The case was initially filed by several plaintiffs, including a couple that was seeking to adopt embryos, and several groups objecting to the NIH policy on the basis of ethical grounds. The primary legal issue in the case is whether or not the policy runs counter to the law that bans the funding the derivation of human embryos for research purposes (the Dickey-Wicker Amendment). The argument from the plaintiffs – one that appears to be persuasive to the judge that issued the injunction – is that any embryonic stem cell research necessarily involves the destruction of human embryos and violates the law.
The case was initially dismissed for standing – that none of the plaintiffs had an immediate stake in the matter and could not sue for relief. However, the Court of Appeals reversed the decision on appeal, ruling that two adult stem cell researchers had standing as competitors. In other words, because the two researchers in a related field might see more competition for funding if embryonic stem cell research would receive federal funding, they could sue to stop the policy.

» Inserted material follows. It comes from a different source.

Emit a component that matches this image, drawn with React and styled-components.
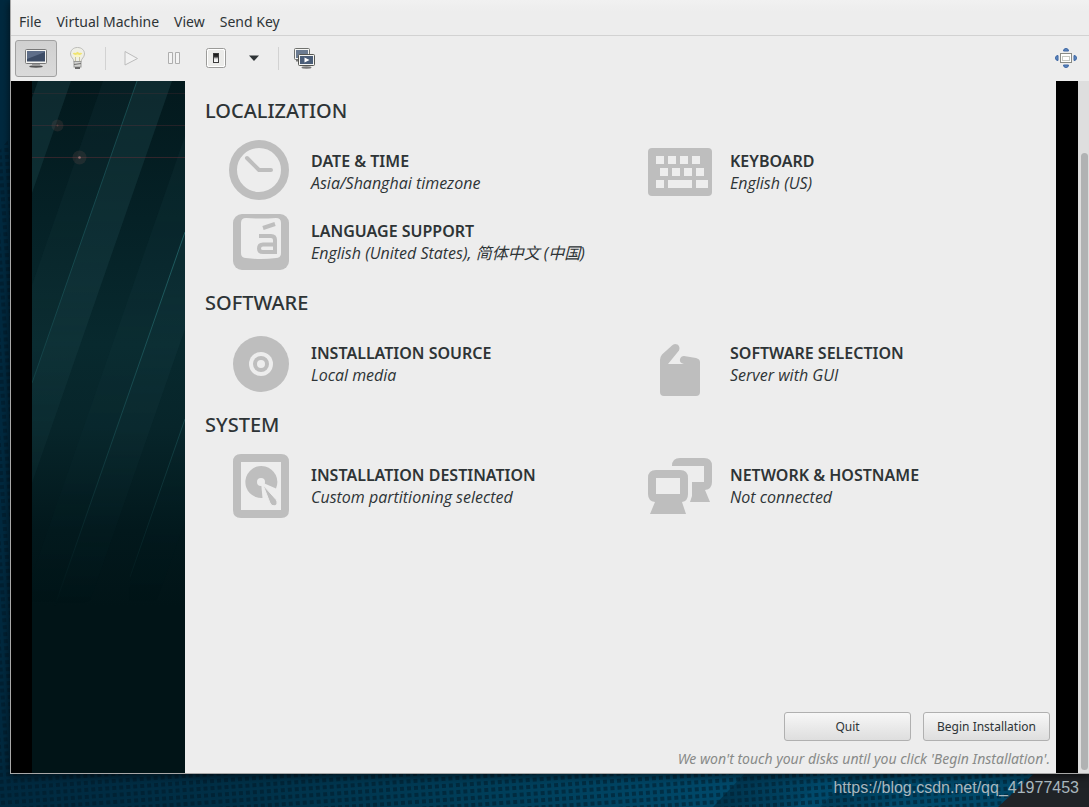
import React from "react";
import styled, { createGlobalStyle, css } from "styled-components";

const GlobalStyle = createGlobalStyle`
  *, *::before, *::after { box-sizing: border-box; }
  html, body { margin: 0; padding: 0; }
  body {
    font-family: "Noto Sans", "Open Sans", "Noto Sans CJK SC", sans-serif;
    color: #2e3436;
  }
  button { font: inherit; color: inherit; border: 0; background: none; padding: 0; margin: 0; }
`;

const Desktop = styled.div`
  position: relative;
  min-height: 100vh;
  display: flex;
  flex-direction: column;
  padding-left: 10px;
  overflow: hidden;
  background: #002a3f;
`;

const Wallpaper = styled.svg`
  position: absolute;
  inset: 0;
  width: 100%;
  height: 100%;
`;

const Window = styled.div`
  position: relative;
  flex: 1;
  display: flex;
  flex-direction: column;
  background: #ededed;
  border-left: 1px solid #a8a8a8;
  border-bottom: 1px solid #a8a8a8;
  box-shadow: 0 2px 8px rgba(0, 0, 0, 0.65);
`;

const MenuBar = styled.nav`
  display: flex;
  align-items: center;
  gap: 15px;
  height: 36px;
  padding: 8px 8px 0;
  border-bottom: 1px solid #d2d2d2;
  background: linear-gradient(#f1f1f1, #ededed 12px);
  font-size: 14px;
  line-height: 20px;
`;

const MenuItem = styled.button`
  white-space: nowrap;
`;

const ToolBar = styled.div`
  display: flex;
  align-items: center;
  height: 45px;
  padding: 4px 2px 4px 4px;
`;

const ToolButton = styled.button`
  display: flex;
  align-items: center;
  justify-content: center;
  width: ${(p) => (p.$narrow ? 36 : 42)}px;
  height: 37px;
  padding-bottom: 2px;
  border-radius: 3px;
  ${(p) =>
    p.$pressed &&
    css`
      border: 1px solid #a1a1a1;
      background: linear-gradient(#d0d0d0, #dadada);
    `}
  ${(p) => p.$end && "margin-left: auto;"}
`;

const Separator = styled.div`
  width: 1px;
  height: 23px;
  margin: 0 4px 0 6px;
  background: #d2d2d2;
`;

const Viewport = styled.div`
  flex: 1;
  display: flex;
  background: #000;
  padding-left: 21px;
`;

const SideBanner = styled.aside`
  flex: 0 0 153px;
  background: #011417;
  overflow: hidden;
`;

const BannerArt = styled.svg`
  display: block;
`;

const Hub = styled.main`
  flex: 1;
  min-width: 0;
  display: flex;
  flex-direction: column;
  padding: 17px 6px 4px 20px;
  margin-right: 22px;
  background: #ededed;
`;

const Category = styled.section`
  padding-bottom: 13px;
`;

const CategoryTitle = styled.h2`
  margin: 0 0 13px;
  font-size: 20px;
  line-height: 26px;
  font-weight: 500;
`;

const SpokeGrid = styled.div`
  display: grid;
  grid-template-columns: 1fr 1fr;
  column-gap: 17px;
  padding-left: 24px;
`;

const Spoke = styled.button`
  display: flex;
  align-items: center;
  gap: 18px;
  height: 70px;
  text-align: left;
`;

const SpokeText = styled.span`
  display: flex;
  flex-direction: column;
  white-space: nowrap;
`;

const SpokeName = styled.span`
  font-size: 16px;
  line-height: 22px;
  font-weight: 600;
`;

const SpokeStatus = styled.span`
  font-family: "Open Sans", "Noto Sans CJK SC", sans-serif;
  font-size: 16px;
  line-height: 22px;
  font-style: italic;
`;

const Footer = styled.footer`
  margin-top: auto;
  display: flex;
  flex-direction: column;
  align-items: flex-end;
  gap: 8px;
`;

const Actions = styled.div`
  display: grid;
  grid-template-columns: 127px 127px;
  gap: 12px;
`;

const ActionButton = styled.button`
  height: 29px;
  border: 1px solid #b0b0b0;
  border-radius: 3px;
  background: linear-gradient(#f7f7f7, #dedede);
  font-size: 12px;
  line-height: 20px;
  white-space: nowrap;
`;

const Note = styled.p`
  margin: 0;
  color: #888a88;
  font-size: 14px;
  line-height: 20px;
  font-style: italic;
  white-space: nowrap;
`;

const ScrollTrack = styled.div`
  display: flex;
  width: 11px;
  padding: 72px 1px 3px 3px;
  background: #dedede;
`;

const ScrollThumb = styled.div`
  flex: 1;
  border-radius: 4px;
  background: #b0b2b3;
`;

const Strip = styled.div`
  position: relative;
  display: flex;
  justify-content: flex-end;
  align-items: center;
  height: 33px;
  padding: 0 10px 6px;
  font-family: "Liberation Sans", Arial, sans-serif;
  font-size: 16px;
  line-height: 20px;
  color: #a9b7be;
`;

const DesktopArt = () => (
  <Wallpaper viewBox="0 0 1089 807" preserveAspectRatio="xMaxYMax slice" aria-hidden="true">
    <defs>
      <linearGradient id="sea" x1="0" x2="1" y1="0" y2="0">
        <stop offset="0" stopColor="#00293f" />
        <stop offset="0.2" stopColor="#002f46" />
        <stop offset="0.45" stopColor="#003e59" />
        <stop offset="0.7" stopColor="#004a6c" />
        <stop offset="1" stopColor="#004767" />
      </linearGradient>
      <linearGradient id="fold" x1="0" x2="1" y1="0" y2="0">
        <stop offset="0" stopColor="#001f30" stopOpacity="0.55" />
        <stop offset="1" stopColor="#001f30" stopOpacity="0" />
      </linearGradient>
      <pattern id="dots" width="7" height="7" patternUnits="userSpaceOnUse" patternTransform="rotate(-4)">
        <rect x="1" y="1" width="4" height="4" fill="#001726" fillOpacity="0.5" />
      </pattern>
    </defs>
    <rect width="1089" height="807" fill="url(#sea)" />
    <path d="M0 150L12 135V807H0zM0 770H1089V807H0z" fill="url(#dots)" />
    <path d="M713 807L748 770H830L795 807z" fill="url(#fold)" />
    <path d="M820 807L855 770H920L885 807z" fill="url(#fold)" opacity="0.6" />
    <path d="M998 807L1038 770H1089V807z" fill="#202327" />
  </Wallpaper>
);

const BannerDrawing = () => (
  <BannerArt width="153" height="692" viewBox="0 0 153 692" aria-hidden="true">
    <defs>
      <linearGradient id="depth" x1="0" x2="0" y1="0" y2="1">
        <stop offset="0" stopColor="#03191d" />
        <stop offset="0.2" stopColor="#052126" />
        <stop offset="0.38" stopColor="#08292e" />
        <stop offset="0.5" stopColor="#07252a" />
        <stop offset="0.65" stopColor="#02181c" />
        <stop offset="0.76" stopColor="#011417" />
      </linearGradient>
      <linearGradient id="fade" x1="0" x2="0" y1="0" y2="1">
        <stop offset="0" stopColor="#fff" />
        <stop offset="0.3" stopColor="#ccc" />
        <stop offset="0.5" stopColor="#777" />
        <stop offset="0.76" stopColor="#000" />
      </linearGradient>
      <mask id="fadeMask">
        <rect width="153" height="692" fill="url(#fade)" />
      </mask>
    </defs>
    <rect width="153" height="692" fill="url(#depth)" />
    <g mask="url(#fadeMask)">
      <g fill="#245058">
        <path d="M6 0H39L0 112V17z" opacity="0.32" />
        <path d="M71 0H105L0 302V204z" opacity="0.13" />
        <path d="M105 0H140L0 402V302z" opacity="0.32" />
        <path d="M153 55V151L20 533L-20 552z" opacity="0.14" />
        <path d="M153 151V248L58 520L20 533z" opacity="0.24" />
        <path d="M153 338V440L90 620L98 500z" opacity="0.1" />
      </g>
      <g stroke="#2a7478" strokeWidth="1" fill="none">
        <path d="M105 0L0 302" opacity="0.5" />
        <path d="M153 151L20 533" opacity="0.8" />
        <path d="M153 338L98 496" opacity="0.8" />
      </g>
    </g>
    <g fill="#6a3038" opacity="0.45">
      <rect y="12" width="153" height="1" opacity="0.5" />
      <rect y="44" width="153" height="1" opacity="0.7" />
      <rect y="76" width="153" height="1" />
    </g>
    <g fill="#7c5450">
      <circle cx="25.500" cy="44.500" r="6" opacity="0.2" />
      <circle cx="47.500" cy="76.500" r="7" opacity="0.2" />
      <circle cx="25.500" cy="44.500" r="1" opacity="0.5" />
      <circle cx="47.500" cy="76.500" r="1.300" fill="#b08080" opacity="0.7" />
    </g>
  </BannerArt>
);

const GREY = "#bebebe";
const PAPER = "#ededed";

const SpokeIcon = ({ children }) => (
  <svg width="64" height="64" viewBox="0 0 64 64" fill={GREY} aria-hidden="true">
    {children}
  </svg>
);

const ClockIcon = () => (
  <SpokeIcon>
    <circle cx="30" cy="30" r="26" fill="none" stroke={GREY} strokeWidth="8" />
    <path d="M18 18L30 30H42" fill="none" stroke={GREY} strokeWidth="4" strokeLinecap="round" strokeLinejoin="round" />
  </SpokeIcon>
);

const LanguageIcon = () => (
  <SpokeIcon>
    <rect x="4" y="4" width="56" height="56" rx="9" />
    <path d="M17 8Q32 9 47 8Q52 8 52 13V43Q52 48 47 48Q32 50 17 48Q12 48 12 43V13Q12 8 17 8z" fill={PAPER} />
    <path d="M34 18L46 14" fill="none" stroke={GREY} strokeWidth="4" />
    <path d="M30 26H42Q46 26 46 30V42H34Q30 42 30 38.500Q30 34.500 34 34.500H46" fill="none" stroke={GREY} strokeWidth="4" />
  </SpokeIcon>
);

const KeyboardIcon = () => (
  <SpokeIcon>
    <rect y="8" width="64" height="48" rx="4" />
    <path
      fill={PAPER}
      d="M8 16h8v8h-8zM20 16h8v8h-8zM32 16h8v8h-8zM44 16h8v8h-8zM12 28h8v8h-8zM24 28h8v8h-8zM36 28h8v8h-8zM48 28h8v8h-8zM8 40h8v8h-8zM20 40h24v8h-24zM48 40h12v8h-12z"
    />
  </SpokeIcon>
);

const DiscIcon = () => (
  <SpokeIcon>
    <circle cx="32" cy="32" r="28" />
    <circle cx="32" cy="32" r="12" fill={PAPER} />
    <circle cx="32" cy="32" r="8" />
    <circle cx="32" cy="32" r="4" fill={PAPER} />
  </SpokeIcon>
);

const PackageIcon = () => (
  <SpokeIcon>
    <path d="M12 32V28Q12 25 14 22.500L24 13.500Q26 11 29.500 12.500Q32.500 15 31 18.500L20 32H36Q31 31 32 27Q33 24 36 24L48 26Q52 27 52 30V60Q52 64 48 64H16Q12 64 12 60z" />
  </SpokeIcon>
);

const DriveIcon = () => (
  <SpokeIcon>
    <path fillRule="evenodd" d="M12 0H52Q60 0 60 8V56Q60 64 52 64H12Q4 64 4 56V8Q4 0 12 0zM12 8V56H52V8z" />
    <path d="M32 28L47 34.500A16 16 0 1 0 33.500 44z" />
    <circle cx="32" cy="28" r="4" fill={PAPER} />
    <path d="M34 31L47 45.500Q49.500 50 46 51.800Q42.500 52.500 41 49z" stroke={PAPER} strokeWidth="1" />
  </SpokeIcon>
);

const NetworkIcon = () => (
  <SpokeIcon>
    <path d="M24 12Q24 4 32 4H56Q64 4 64 12V28Q64 35 57 36L62 48H42L44 42V28H56V12z" />
    <path fillRule="evenodd" d="M8 16H32Q40 16 40 24V40Q40 47 34 48L38 60H2L7 48Q0 47 0 40V24Q0 16 8 16zM8 24V40H32V24z" />
  </SpokeIcon>
);

const ConsoleIcon = () => (
  <svg width="24" height="24" viewBox="0 0 24 24" aria-hidden="true">
    <ellipse cx="12" cy="20.500" rx="7" ry="1.500" fill="#777" />
    <path d="M8 16h8v4H8z" fill="#999" />
    <rect x="1.500" y="3.500" width="21" height="14" rx="1" fill="#f4f4f2" stroke="#777" />
    <rect x="3" y="5" width="18" height="10.500" fill="#3d4c66" />
    <path d="M3 5H21V6L3 13z" fill="#7686a0" opacity="0.6" />
    <path d="M6 20.500h12" stroke="#555" />
  </svg>
);

const BulbIcon = () => (
  <svg width="24" height="24" viewBox="0 0 24 24" aria-hidden="true">
    <path d="M11.500 1.500C7 1.500 4.500 4.500 4.500 8C4.500 11.500 8 12.500 8 16H15C15 12.500 18.500 11.500 18.500 8C18.500 4.500 16 1.500 11.500 1.500z" fill="#efefe6" stroke="#bcbcb8" />
    <path d="M7.500 7Q9 9 11.500 7Q14 9 15.500 7" fill="none" stroke="#f0e470" strokeWidth="2" />
    <path d="M8.500 10H14.500" stroke="#faf6c0" strokeWidth="2" />
    <path d="M9.500 11V15M13.500 11V15" stroke="#c9c4a0" />
    <rect x="8" y="15.500" width="7" height="5.500" fill="#d4d4d2" stroke="#9a9a98" />
    <path d="M8 18.500L15 17.500" stroke="#6f6f6d" />
    <path d="M9 22h5" stroke="#6a6a6a" strokeWidth="2" />
  </svg>
);

const PlayIcon = () => (
  <svg width="24" height="24" viewBox="0 0 24 24" aria-hidden="true">
    <path d="M6 5.500L18.500 12.500L6 19z" fill="#f2f2f2" stroke="#bcbcbc" strokeLinejoin="round" />
  </svg>
);

const PauseIcon = () => (
  <svg width="24" height="24" viewBox="0 0 24 24" aria-hidden="true">
    <path d="M7.500 6.500h4v11h-4zM14.500 6.500h4v11h-4z" fill="#f4f4f4" stroke="#aeaeae" />
  </svg>
);

const PowerIcon = () => (
  <svg width="24" height="24" viewBox="0 0 24 24" aria-hidden="true">
    <defs>
      <linearGradient id="rocker" x1="0" x2="0" y1="0" y2="1">
        <stop offset="0" stopColor="#111" />
        <stop offset="0.35" stopColor="#333" />
        <stop offset="0.6" stopColor="#e8e8e8" />
        <stop offset="1" stopColor="#fff" />
      </linearGradient>
    </defs>
    <rect x="3.500" y="2.500" width="19" height="19" rx="2" fill="#fff" stroke="#9b9b99" />
    <rect x="5" y="4" width="16" height="16" rx="1" fill="#ececea" />
    <rect x="10.500" y="7.500" width="5" height="9" fill="url(#rocker)" stroke="#3c3c3c" />
  </svg>
);

const CaretIcon = () => (
  <svg width="10" height="6" viewBox="0 0 10 6" aria-hidden="true">
    <path d="M0 0.500H10L5 6z" fill="#2e3436" />
  </svg>
);

const SnapshotIcon = () => (
  <svg width="24" height="24" viewBox="0 0 24 24" aria-hidden="true">
    <rect x="2.500" y="2.500" width="15" height="11" rx="1" fill="#f4f4f2" stroke="#6f716e" />
    <rect x="4" y="4" width="12" height="8" fill="#6b7b91" />
    <path d="M4 14.500H7" stroke="#777" strokeWidth="2" />
    <ellipse cx="14.500" cy="21.500" rx="5" ry="1.200" fill="#777" />
    <rect x="6.500" y="8.500" width="16" height="11" rx="1" fill="#f4f4f2" stroke="#555753" />
    <rect x="8" y="10" width="13" height="8" fill="#4a5d78" />
    <path d="M12.500 11.500L17.500 14L12.500 16.500z" fill="#fff" />
  </svg>
);

const FullscreenIcon = () => (
  <svg width="24" height="24" viewBox="0 0 24 24" aria-hidden="true">
    <g fill="#5f88c0" stroke="#3a64a2">
      <path d="M9.500 5Q9.500 2.500 12 2.500Q14.500 2.500 14.500 5z" />
      <path d="M9.500 19Q9.500 21.500 12 21.500Q14.500 21.500 14.500 19z" />
      <path d="M4 9.500Q1.500 9.500 1.500 12Q1.500 14.500 4 14.500z" />
      <path d="M20 9.500Q22.500 9.500 22.500 12Q22.500 14.500 20 14.500z" />
    </g>
    <rect x="6.500" y="7.500" width="11" height="9" fill="#fdfdfb" stroke="#888a85" />
    <rect x="8.500" y="10.500" width="7" height="4" fill="#fff" stroke="#c5c7c0" />
  </svg>
);

const MENUS = ["File", "Virtual Machine", "View", "Send Key"];

const CATEGORIES = [
  {
    title: "LOCALIZATION",
    spokes: [
      { name: "DATE & TIME", status: "Asia/Shanghai timezone", Icon: ClockIcon },
      { name: "KEYBOARD", status: "English (US)", Icon: KeyboardIcon },
      { name: "LANGUAGE SUPPORT", status: "English (United States), 简体中文 (中国)", Icon: LanguageIcon },
    ],
  },
  {
    title: "SOFTWARE",
    spokes: [
      { name: "INSTALLATION SOURCE", status: "Local media", Icon: DiscIcon },
      { name: "SOFTWARE SELECTION", status: "Server with GUI", Icon: PackageIcon },
    ],
  },
  {
    title: "SYSTEM",
    spokes: [
      { name: "INSTALLATION DESTINATION", status: "Custom partitioning selected", Icon: DriveIcon },
      { name: "NETWORK & HOSTNAME", status: "Not connected", Icon: NetworkIcon },
    ],
  },
];

export default function App() {
  return (
    <>
      <GlobalStyle />
      <Desktop>
        <DesktopArt />
        <Window>
          <MenuBar>
            {MENUS.map((m) => (
              <MenuItem key={m} type="button">{m}</MenuItem>
            ))}
          </MenuBar>
          <ToolBar role="toolbar">
            <ToolButton type="button" $pressed aria-label="Console"><ConsoleIcon /></ToolButton>
            <ToolButton type="button" aria-label="Details"><BulbIcon /></ToolButton>
            <Separator />
            <ToolButton type="button" aria-label="Run"><PlayIcon /></ToolButton>
            <ToolButton type="button" aria-label="Pause"><PauseIcon /></ToolButton>
            <ToolButton type="button" aria-label="Shut down"><PowerIcon /></ToolButton>
            <ToolButton type="button" $narrow aria-label="Shut down options"><CaretIcon /></ToolButton>
            <Separator />
            <ToolButton type="button" aria-label="Snapshots"><SnapshotIcon /></ToolButton>
            <ToolButton type="button" $end aria-label="Full screen"><FullscreenIcon /></ToolButton>
          </ToolBar>
          <Viewport>
            <SideBanner><BannerDrawing /></SideBanner>
            <Hub>
              {CATEGORIES.map(({ title, spokes }) => (
                <Category key={title}>
                  <CategoryTitle>{title}</CategoryTitle>
                  <SpokeGrid>
                    {spokes.map(({ name, status, Icon }) => (
                      <Spoke key={name} type="button">
                        <Icon />
                        <SpokeText>
                          <SpokeName>{name}</SpokeName>
                          <SpokeStatus>{status}</SpokeStatus>
                        </SpokeText>
                      </Spoke>
                    ))}
                  </SpokeGrid>
                </Category>
              ))}
              <Footer>
                <Actions>
                  <ActionButton type="button">Quit</ActionButton>
                  <ActionButton type="button">Begin Installation</ActionButton>
                </Actions>
                <Note>We won't touch your disks until you click 'Begin Installation'.</Note>
              </Footer>
            </Hub>
            <ScrollTrack><ScrollThumb /></ScrollTrack>
          </Viewport>
        </Window>
        <Strip>https://blog.csdn.net/qq_41977453</Strip>
      </Desktop>
    </>
  );
}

While there’s an interesting hypothetical raised by this action – would the Bush Administration guidelines have held up under the same kind of scrutiny by the same judge – the standing of the two plaintiffs raises a serious question. Is it OK for researchers to sue the government if its supports competing fields or adjust its policies in such a way that would give the plaintiffs a competitive disadvantage?
While probably (remember, IANAL) legally permissible, practically speaking it seems like a fruitless effort. Besides violating community norms amongst researchers, funders will not likely look well on grant applications from those who have sued to prevent research.
The NIH has not issued a statement, deferring to the Department of Justice, as appropriate. While any future case would need to address how the NIH guidelines do not conflict with the Dickey-Wicker Amendment, it would seem a good idea to address the standing issue. This could be done by addressing the issue of funding for adult stem cells versus embryonic stem cell research, or by arguing that the fields are sufficiently distinct that plaintiffs are not competing against embryonic stem cell researchers, but other adult stem cell researchers. I’m sure there are other arguments to pursue here.
While I’m pretty confident that most scientific researchers would be inclined to compete via grants and papers, I can’t be sure that other researchers wouldn’t try to protect their turf by suing for relief in a way similar to what we see in this case. For instance, it’s not crazy to think that for-profit drug companies might sue to stop policies that would support research on low-cost alternatives on the grounds that it hurts their bottom line. The precedent set by the standing issue could have more consequences than the debate over the NIH guidelines.